To me, the truly interesting question around this physical web is the user's experience. Each of the various promises of device/appliance/thing control or automation is not terribly compelling. Why would I unlock my phone, find and run the lamp app, and find the right fixture? The alternative of walking up to the light switch and flipping it seems much more lucrative. That said, I'm optimistic that there are compelling user interfaces to be discovered, but they will only emerge on top of this physical web framework.

A plea for physical APIs

As we move into a world connected devices, we need to have a solid, widely available platform for communication between these devices. This infrastructure can and should ultimately be the web.

This opinion of mine is not zealotry, but completely practical: I do not want every device in my home to be stuck in an networked ecosystem provided by some single company. Whether it's an Android app, an iOS app, a web app, a universal dashboard on a smart phone, a voice controlled system in the living room, or (more likely) something completely different, any of these systems should be able to easily interface with any device in the world.
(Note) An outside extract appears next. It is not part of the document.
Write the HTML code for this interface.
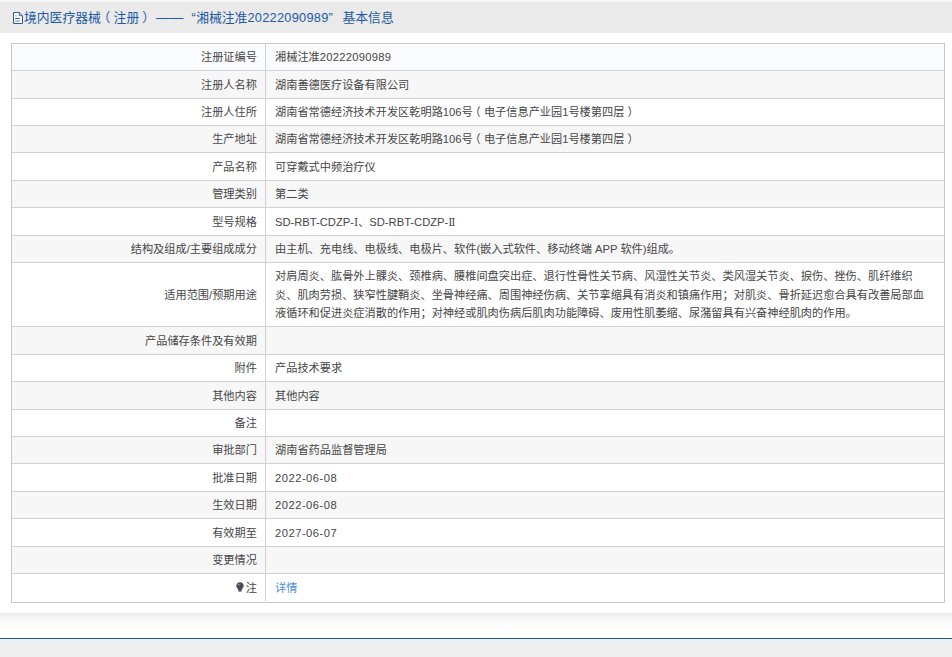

The recent stink around twitter no longer embedding instagram photos is just one example of important chunks of the internet become segregated from one another. This wall-building trend is alarming and dangerous to the integrity of the web platform, which is based on interoperability: cross-linking, cross-embedding, and API mashups. While this new web of things is still in its infancy, it's especially important that we nurture the same principles that made the early web so great.